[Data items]
#####
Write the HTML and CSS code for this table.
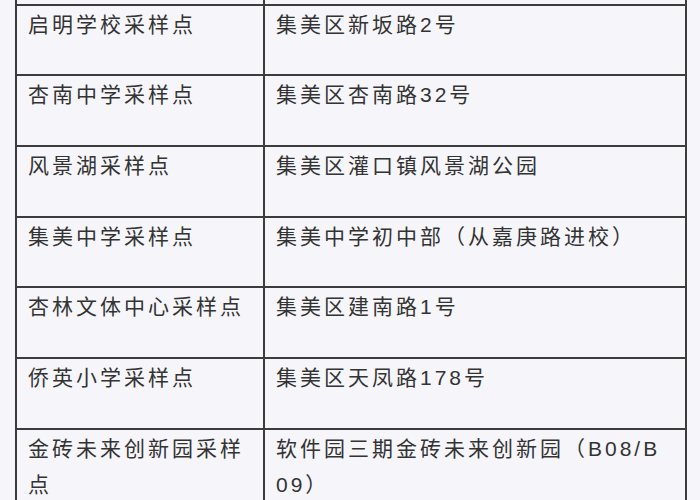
FILE: index.html
```html
<!DOCTYPE html>
<html lang="zh-CN">
<head>
<meta charset="utf-8">
<link rel="stylesheet" href="styles.css">
<title>采样点</title>
</head>
<body>
<table class="sites">
  <colgroup><col class="c-name"><col class="c-addr"></colgroup>
  <tbody>
    <tr class="prev"><td>&nbsp;</td><td>&nbsp;</td></tr>
    <tr><td>启明学校采样点</td><td>集美区新坂路2号</td></tr>
    <tr><td>杏南中学采样点</td><td>集美区杏南路32号</td></tr>
    <tr><td>风景湖采样点</td><td>集美区灌口镇风景湖公园</td></tr>
    <tr><td>集美中学采样点</td><td>集美中学初中部（从嘉庚路进校）</td></tr>
    <tr><td>杏林文体中心采样点</td><td>集美区建南路1号</td></tr>
    <tr><td>侨英小学采样点</td><td>集美区天凤路178号</td></tr>
    <tr><td>金砖未来创新园采样点</td><td>软件园三期金砖未来创新园（B08/B09）</td></tr>
  </tbody>
</table>
</body>
</html>
```

FILE: styles.css
```css
html, body {
  margin: 0;
  padding: 0;
  background: #f6f6fa;
}
body {
  overflow: hidden;
}
.sites {
  margin: -67px 0 0 15px;
  border-collapse: collapse;
  table-layout: fixed;
  width: 670px;
  font-family: "Liberation Sans", "Noto Sans CJK SC", sans-serif;
  font-size: 21px;
  letter-spacing: 3px;
  color: #333333;
}
.c-name { width: 248px; }
.c-addr { width: 422px; }
.sites td {
  border: 2px solid #3c3c3c;
  padding: 1px 13px 31.7px 11px;
  line-height: 36px;
  vertical-align: top;
  word-break: break-all;
}
```
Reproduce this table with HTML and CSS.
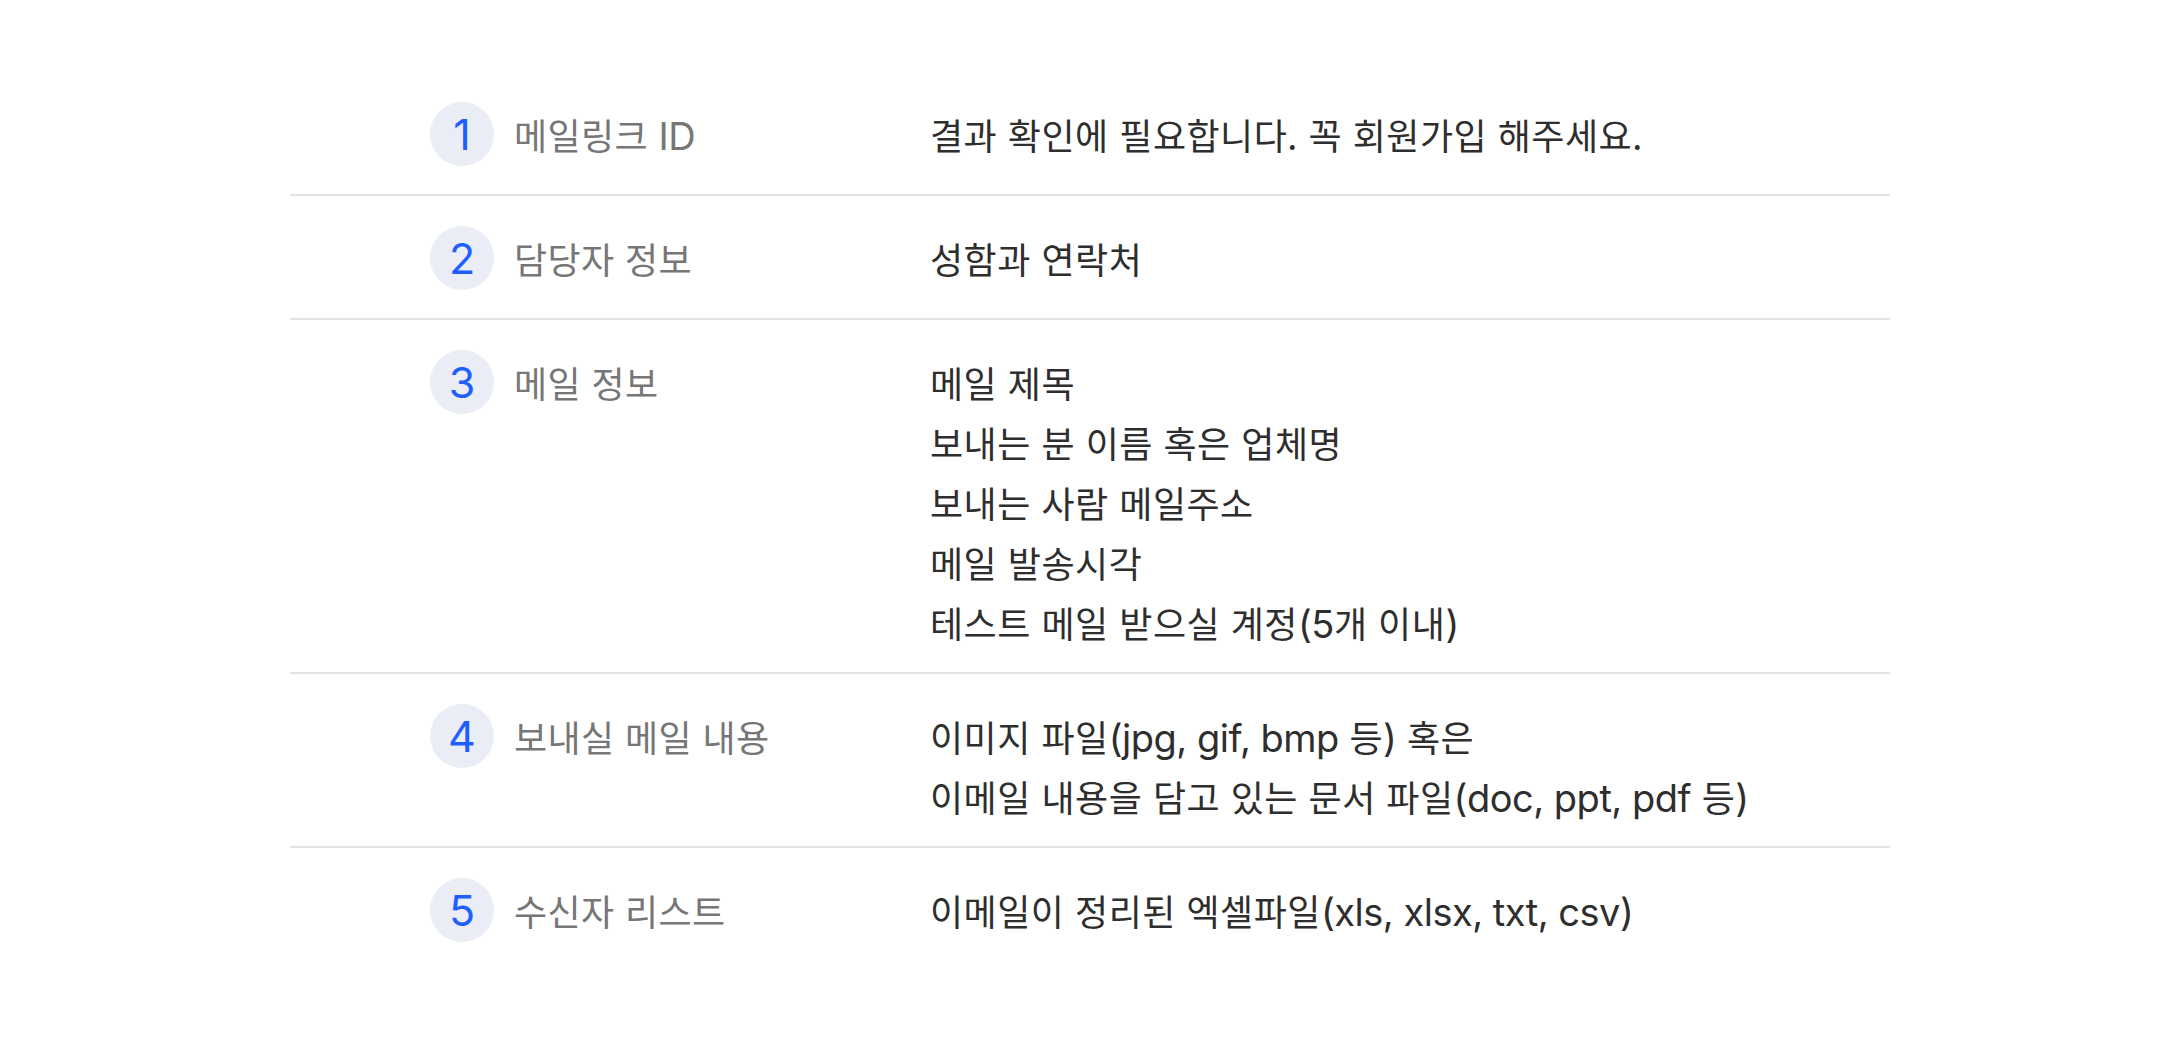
FILE: index.html
```html
<!DOCTYPE html>
<html lang="ko">
<head>
<meta charset="utf-8">
<title>준비물 안내</title>
<link rel="stylesheet" href="styles.css">
</head>
<body>
<main class="steps">
  <section class="step">
    <div class="step-head"><span class="num">1</span><span class="label">메일링크 <span class="en">ID</span></span></div>
    <div class="step-body"><p>결과 확인에 필요합니다. 꼭 회원가입 해주세요.</p></div>
  </section>
  <section class="step">
    <div class="step-head"><span class="num">2</span><span class="label">담당자 정보</span></div>
    <div class="step-body"><p>성함과 연락처</p></div>
  </section>
  <section class="step">
    <div class="step-head"><span class="num">3</span><span class="label">메일 정보</span></div>
    <div class="step-body">
      <p>메일 제목</p>
      <p>보내는 분 이름 혹은 업체명</p>
      <p>보내는 사람 메일주소</p>
      <p>메일 발송시각</p>
      <p>테스트 메일 받으실 계정<span class="en">(5</span>개 이내<span class="en">)</span></p>
    </div>
  </section>
  <section class="step">
    <div class="step-head"><span class="num">4</span><span class="label">보내실 메일 내용</span></div>
    <div class="step-body">
      <p>이미지 파일<span class="en">(jpg, gif, bmp</span> 등<span class="en">)</span> 혹은</p>
      <p>이메일 내용을 담고 있는 문서 파일<span class="en">(doc, ppt, pdf</span> 등<span class="en">)</span></p>
    </div>
  </section>
  <section class="step">
    <div class="step-head"><span class="num">5</span><span class="label">수신자 리스트</span></div>
    <div class="step-body"><p>이메일이 정리된 엑셀파일<span class="en">(xls, xlsx, txt, csv)</span></p></div>
  </section>
</main>
</body>
</html>
```

FILE: styles.css
```css
html, body {
  margin: 0;
  padding: 0;
  background: #ffffff;
}

body {
  font-family: "Noto Sans CJK KR", "Noto Sans", sans-serif;
}

.steps {
  width: 1600px;
  margin: 72px auto 0;
}

.step {
  display: grid;
  grid-template-columns: 500px 1fr;
  padding: 30px 0 20px 140px;
  border-bottom: 2px solid #e2e2e2;
}

.step:last-child {
  border-bottom: none;
}

.step-head {
  display: flex;
  align-items: center;
  gap: 20px;
  height: 64px;
  margin-bottom: 8px;
}

.num {
  flex: 0 0 64px;
  width: 64px;
  height: 64px;
  border-radius: 50%;
  background: #eaedf5;
  color: #1f5fff;
  font-family: "Inter", "Liberation Sans", sans-serif;
  font-size: 43px;
  line-height: 64px;
  display: flex;
  align-items: center;
  justify-content: center;
}

.label {
  color: #767676;
  font-size: 36px;
  letter-spacing: 0.4px;
  line-height: 64px;
  white-space: nowrap;
}

.step-body {
  padding-top: 2px;
  color: #2e2e2e;
  font-size: 36px;
  letter-spacing: 0.5px;
  line-height: 60px;
}

.step-body p {
  margin: 0;
  white-space: nowrap;
}

.en {
  font-family: "Inter", "Liberation Sans", sans-serif;
  font-size: 38px;
  letter-spacing: -0.5px;
  line-height: 1;
}
```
#####
TASK DIRECTIONS => Print out every entry above without changing a word, and leave out the pictures.

THE ANSWER =>
Write the HTML and CSS code for this table.
FILE: index.html
```html
<!DOCTYPE html>
<html lang="zh-CN">
<head>
<meta charset="utf-8">
<link rel="stylesheet" href="styles.css">
<title>采样点</title>
</head>
<body>
<table class="sites">
  <colgroup><col class="c-name"><col class="c-addr"></colgroup>
  <tbody>
    <tr class="prev"><td>&nbsp;</td><td>&nbsp;</td></tr>
    <tr><td>启明学校采样点</td><td>集美区新坂路2号</td></tr>
    <tr><td>杏南中学采样点</td><td>集美区杏南路32号</td></tr>
    <tr><td>风景湖采样点</td><td>集美区灌口镇风景湖公园</td></tr>
    <tr><td>集美中学采样点</td><td>集美中学初中部（从嘉庚路进校）</td></tr>
    <tr><td>杏林文体中心采样点</td><td>集美区建南路1号</td></tr>
    <tr><td>侨英小学采样点</td><td>集美区天凤路178号</td></tr>
    <tr><td>金砖未来创新园采样点</td><td>软件园三期金砖未来创新园（B08/B09）</td></tr>
  </tbody>
</table>
</body>
</html>
```

FILE: styles.css
```css
html, body {
  margin: 0;
  padding: 0;
  background: #f6f6fa;
}
body {
  overflow: hidden;
}
.sites {
  margin: -67px 0 0 15px;
  border-collapse: collapse;
  table-layout: fixed;
  width: 670px;
  font-family: "Liberation Sans", "Noto Sans CJK SC", sans-serif;
  font-size: 21px;
  letter-spacing: 3px;
  color: #333333;
}
.c-name { width: 248px; }
.c-addr { width: 422px; }
.sites td {
  border: 2px solid #3c3c3c;
  padding: 1px 13px 31.7px 11px;
  line-height: 36px;
  vertical-align: top;
  word-break: break-all;
}
```
Reproduce this table with HTML and CSS.
FILE: index.html
```html
<!DOCTYPE html>
<html lang="ko">
<head>
<meta charset="utf-8">
<title>준비물 안내</title>
<link rel="stylesheet" href="styles.css">
</head>
<body>
<main class="steps">
  <section class="step">
    <div class="step-head"><span class="num">1</span><span class="label">메일링크 <span class="en">ID</span></span></div>
    <div class="step-body"><p>결과 확인에 필요합니다. 꼭 회원가입 해주세요.</p></div>
  </section>
  <section class="step">
    <div class="step-head"><span class="num">2</span><span class="label">담당자 정보</span></div>
    <div class="step-body"><p>성함과 연락처</p></div>
  </section>
  <section class="step">
    <div class="step-head"><span class="num">3</span><span class="label">메일 정보</span></div>
    <div class="step-body">
      <p>메일 제목</p>
      <p>보내는 분 이름 혹은 업체명</p>
      <p>보내는 사람 메일주소</p>
      <p>메일 발송시각</p>
      <p>테스트 메일 받으실 계정<span class="en">(5</span>개 이내<span class="en">)</span></p>
    </div>
  </section>
  <section class="step">
    <div class="step-head"><span class="num">4</span><span class="label">보내실 메일 내용</span></div>
    <div class="step-body">
      <p>이미지 파일<span class="en">(jpg, gif, bmp</span> 등<span class="en">)</span> 혹은</p>
      <p>이메일 내용을 담고 있는 문서 파일<span class="en">(doc, ppt, pdf</span> 등<span class="en">)</span></p>
    </div>
  </section>
  <section class="step">
    <div class="step-head"><span class="num">5</span><span class="label">수신자 리스트</span></div>
    <div class="step-body"><p>이메일이 정리된 엑셀파일<span class="en">(xls, xlsx, txt, csv)</span></p></div>
  </section>
</main>
</body>
</html>
```

FILE: styles.css
```css
html, body {
  margin: 0;
  padding: 0;
  background: #ffffff;
}

body {
  font-family: "Noto Sans CJK KR", "Noto Sans", sans-serif;
}

.steps {
  width: 1600px;
  margin: 72px auto 0;
}

.step {
  display: grid;
  grid-template-columns: 500px 1fr;
  padding: 30px 0 20px 140px;
  border-bottom: 2px solid #e2e2e2;
}

.step:last-child {
  border-bottom: none;
}

.step-head {
  display: flex;
  align-items: center;
  gap: 20px;
  height: 64px;
  margin-bottom: 8px;
}

.num {
  flex: 0 0 64px;
  width: 64px;
  height: 64px;
  border-radius: 50%;
  background: #eaedf5;
  color: #1f5fff;
  font-family: "Inter", "Liberation Sans", sans-serif;
  font-size: 43px;
  line-height: 64px;
  display: flex;
  align-items: center;
  justify-content: center;
}

.label {
  color: #767676;
  font-size: 36px;
  letter-spacing: 0.4px;
  line-height: 64px;
  white-space: nowrap;
}

.step-body {
  padding-top: 2px;
  color: #2e2e2e;
  font-size: 36px;
  letter-spacing: 0.5px;
  line-height: 60px;
}

.step-body p {
  margin: 0;
  white-space: nowrap;
}

.en {
  font-family: "Inter", "Liberation Sans", sans-serif;
  font-size: 38px;
  letter-spacing: -0.5px;
  line-height: 1;
}
```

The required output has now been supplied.